— Start of Given data —

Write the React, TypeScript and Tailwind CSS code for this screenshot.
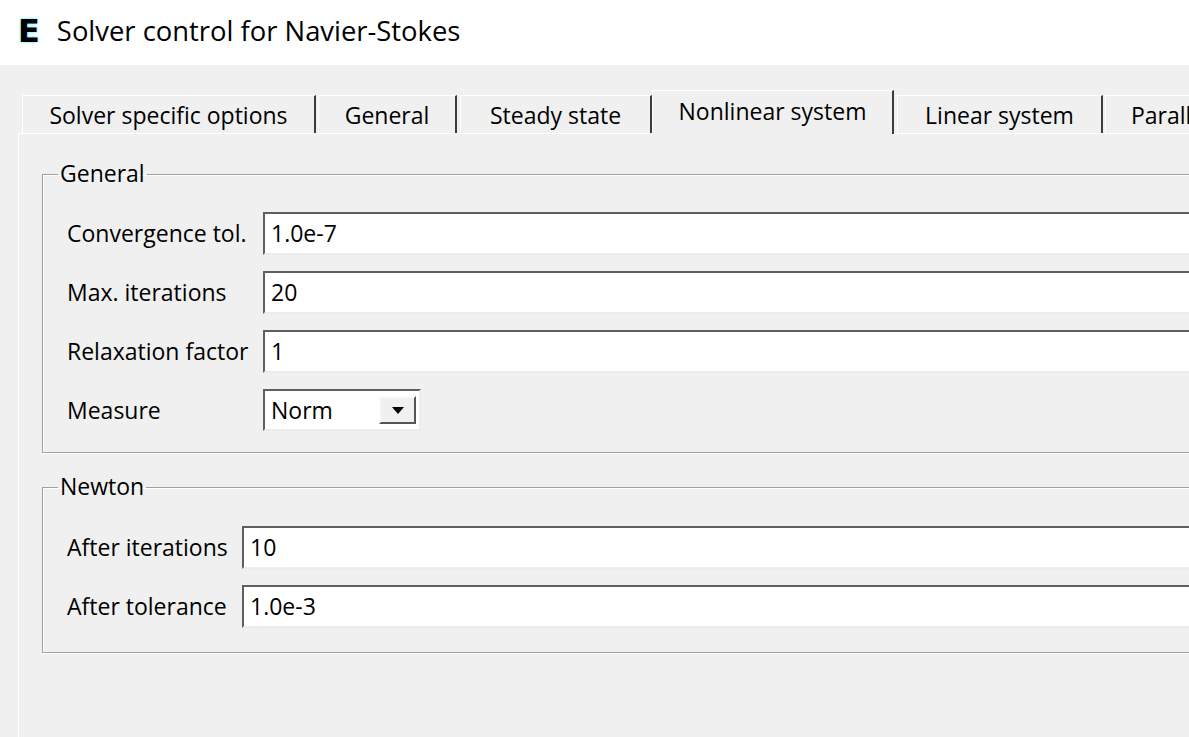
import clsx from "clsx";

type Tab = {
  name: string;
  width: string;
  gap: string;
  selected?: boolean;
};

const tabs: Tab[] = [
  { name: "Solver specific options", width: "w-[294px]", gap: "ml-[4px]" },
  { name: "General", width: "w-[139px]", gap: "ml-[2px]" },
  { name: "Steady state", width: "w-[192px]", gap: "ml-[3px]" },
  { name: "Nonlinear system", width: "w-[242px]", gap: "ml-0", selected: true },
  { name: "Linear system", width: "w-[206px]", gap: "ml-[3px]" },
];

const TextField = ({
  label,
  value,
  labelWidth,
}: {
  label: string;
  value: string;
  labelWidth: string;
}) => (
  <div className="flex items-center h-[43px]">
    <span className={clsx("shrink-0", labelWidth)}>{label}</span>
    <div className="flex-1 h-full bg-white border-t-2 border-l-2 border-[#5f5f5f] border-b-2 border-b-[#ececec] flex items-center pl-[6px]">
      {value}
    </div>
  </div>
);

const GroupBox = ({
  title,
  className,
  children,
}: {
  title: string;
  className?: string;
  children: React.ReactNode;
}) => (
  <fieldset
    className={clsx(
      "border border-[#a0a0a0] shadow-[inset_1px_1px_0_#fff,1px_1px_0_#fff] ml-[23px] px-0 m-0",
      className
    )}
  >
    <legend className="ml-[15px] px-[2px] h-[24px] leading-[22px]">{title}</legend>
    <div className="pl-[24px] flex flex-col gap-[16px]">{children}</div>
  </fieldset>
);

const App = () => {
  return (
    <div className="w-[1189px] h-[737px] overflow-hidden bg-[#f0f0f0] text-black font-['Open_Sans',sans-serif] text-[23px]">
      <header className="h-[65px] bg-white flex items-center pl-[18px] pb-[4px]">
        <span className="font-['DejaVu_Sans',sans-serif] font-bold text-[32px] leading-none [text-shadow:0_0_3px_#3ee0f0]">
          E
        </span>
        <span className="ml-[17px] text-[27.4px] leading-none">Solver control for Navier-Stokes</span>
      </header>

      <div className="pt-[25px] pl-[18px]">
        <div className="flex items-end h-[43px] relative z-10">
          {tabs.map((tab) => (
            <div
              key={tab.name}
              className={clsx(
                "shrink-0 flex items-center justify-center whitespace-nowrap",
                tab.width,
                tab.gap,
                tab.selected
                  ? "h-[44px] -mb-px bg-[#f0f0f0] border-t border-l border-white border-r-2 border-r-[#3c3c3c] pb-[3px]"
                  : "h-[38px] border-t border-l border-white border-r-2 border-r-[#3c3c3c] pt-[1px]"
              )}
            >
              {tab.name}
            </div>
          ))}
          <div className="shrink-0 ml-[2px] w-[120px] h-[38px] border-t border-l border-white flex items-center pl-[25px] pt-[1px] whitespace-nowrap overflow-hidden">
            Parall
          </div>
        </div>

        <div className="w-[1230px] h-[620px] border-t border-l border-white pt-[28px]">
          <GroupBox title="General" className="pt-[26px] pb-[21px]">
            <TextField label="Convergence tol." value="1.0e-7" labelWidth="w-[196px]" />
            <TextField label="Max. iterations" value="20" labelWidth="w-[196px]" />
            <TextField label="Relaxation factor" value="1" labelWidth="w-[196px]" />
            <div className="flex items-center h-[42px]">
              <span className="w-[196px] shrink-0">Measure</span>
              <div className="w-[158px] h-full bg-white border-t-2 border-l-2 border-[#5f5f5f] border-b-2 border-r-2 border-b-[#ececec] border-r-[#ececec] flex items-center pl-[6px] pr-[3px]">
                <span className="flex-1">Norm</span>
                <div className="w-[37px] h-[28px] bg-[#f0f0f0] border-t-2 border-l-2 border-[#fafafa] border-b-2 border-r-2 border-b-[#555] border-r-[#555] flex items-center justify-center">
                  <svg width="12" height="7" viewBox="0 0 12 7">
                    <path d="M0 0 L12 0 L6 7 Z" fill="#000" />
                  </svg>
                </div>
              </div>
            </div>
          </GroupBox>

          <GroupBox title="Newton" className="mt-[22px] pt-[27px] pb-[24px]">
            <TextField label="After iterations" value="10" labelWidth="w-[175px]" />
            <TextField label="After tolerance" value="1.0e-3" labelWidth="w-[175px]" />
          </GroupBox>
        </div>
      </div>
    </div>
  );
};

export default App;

— End of Given data —

Directions for this task
Copy out all of the material exactly as written, without its pictures.

Exercise output
Write the React, TypeScript and Tailwind CSS code for this screenshot.
import clsx from "clsx";

type Tab = {
  name: string;
  width: string;
  gap: string;
  selected?: boolean;
};

const tabs: Tab[] = [
  { name: "Solver specific options", width: "w-[294px]", gap: "ml-[4px]" },
  { name: "General", width: "w-[139px]", gap: "ml-[2px]" },
  { name: "Steady state", width: "w-[192px]", gap: "ml-[3px]" },
  { name: "Nonlinear system", width: "w-[242px]", gap: "ml-0", selected: true },
  { name: "Linear system", width: "w-[206px]", gap: "ml-[3px]" },
];

const TextField = ({
  label,
  value,
  labelWidth,
}: {
  label: string;
  value: string;
  labelWidth: string;
}) => (
  <div className="flex items-center h-[43px]">
    <span className={clsx("shrink-0", labelWidth)}>{label}</span>
    <div className="flex-1 h-full bg-white border-t-2 border-l-2 border-[#5f5f5f] border-b-2 border-b-[#ececec] flex items-center pl-[6px]">
      {value}
    </div>
  </div>
);

const GroupBox = ({
  title,
  className,
  children,
}: {
  title: string;
  className?: string;
  children: React.ReactNode;
}) => (
  <fieldset
    className={clsx(
      "border border-[#a0a0a0] shadow-[inset_1px_1px_0_#fff,1px_1px_0_#fff] ml-[23px] px-0 m-0",
      className
    )}
  >
    <legend className="ml-[15px] px-[2px] h-[24px] leading-[22px]">{title}</legend>
    <div className="pl-[24px] flex flex-col gap-[16px]">{children}</div>
  </fieldset>
);

const App = () => {
  return (
    <div className="w-[1189px] h-[737px] overflow-hidden bg-[#f0f0f0] text-black font-['Open_Sans',sans-serif] text-[23px]">
      <header className="h-[65px] bg-white flex items-center pl-[18px] pb-[4px]">
        <span className="font-['DejaVu_Sans',sans-serif] font-bold text-[32px] leading-none [text-shadow:0_0_3px_#3ee0f0]">
          E
        </span>
        <span className="ml-[17px] text-[27.4px] leading-none">Solver control for Navier-Stokes</span>
      </header>

      <div className="pt-[25px] pl-[18px]">
        <div className="flex items-end h-[43px] relative z-10">
          {tabs.map((tab) => (
            <div
              key={tab.name}
              className={clsx(
                "shrink-0 flex items-center justify-center whitespace-nowrap",
                tab.width,
                tab.gap,
                tab.selected
                  ? "h-[44px] -mb-px bg-[#f0f0f0] border-t border-l border-white border-r-2 border-r-[#3c3c3c] pb-[3px]"
                  : "h-[38px] border-t border-l border-white border-r-2 border-r-[#3c3c3c] pt-[1px]"
              )}
            >
              {tab.name}
            </div>
          ))}
          <div className="shrink-0 ml-[2px] w-[120px] h-[38px] border-t border-l border-white flex items-center pl-[25px] pt-[1px] whitespace-nowrap overflow-hidden">
            Parall
          </div>
        </div>

        <div className="w-[1230px] h-[620px] border-t border-l border-white pt-[28px]">
          <GroupBox title="General" className="pt-[26px] pb-[21px]">
            <TextField label="Convergence tol." value="1.0e-7" labelWidth="w-[196px]" />
            <TextField label="Max. iterations" value="20" labelWidth="w-[196px]" />
            <TextField label="Relaxation factor" value="1" labelWidth="w-[196px]" />
            <div className="flex items-center h-[42px]">
              <span className="w-[196px] shrink-0">Measure</span>
              <div className="w-[158px] h-full bg-white border-t-2 border-l-2 border-[#5f5f5f] border-b-2 border-r-2 border-b-[#ececec] border-r-[#ececec] flex items-center pl-[6px] pr-[3px]">
                <span className="flex-1">Norm</span>
                <div className="w-[37px] h-[28px] bg-[#f0f0f0] border-t-2 border-l-2 border-[#fafafa] border-b-2 border-r-2 border-b-[#555] border-r-[#555] flex items-center justify-center">
                  <svg width="12" height="7" viewBox="0 0 12 7">
                    <path d="M0 0 L12 0 L6 7 Z" fill="#000" />
                  </svg>
                </div>
              </div>
            </div>
          </GroupBox>

          <GroupBox title="Newton" className="mt-[22px] pt-[27px] pb-[24px]">
            <TextField label="After iterations" value="10" labelWidth="w-[175px]" />
            <TextField label="After tolerance" value="1.0e-3" labelWidth="w-[175px]" />
          </GroupBox>
        </div>
      </div>
    </div>
  );
};

export default App;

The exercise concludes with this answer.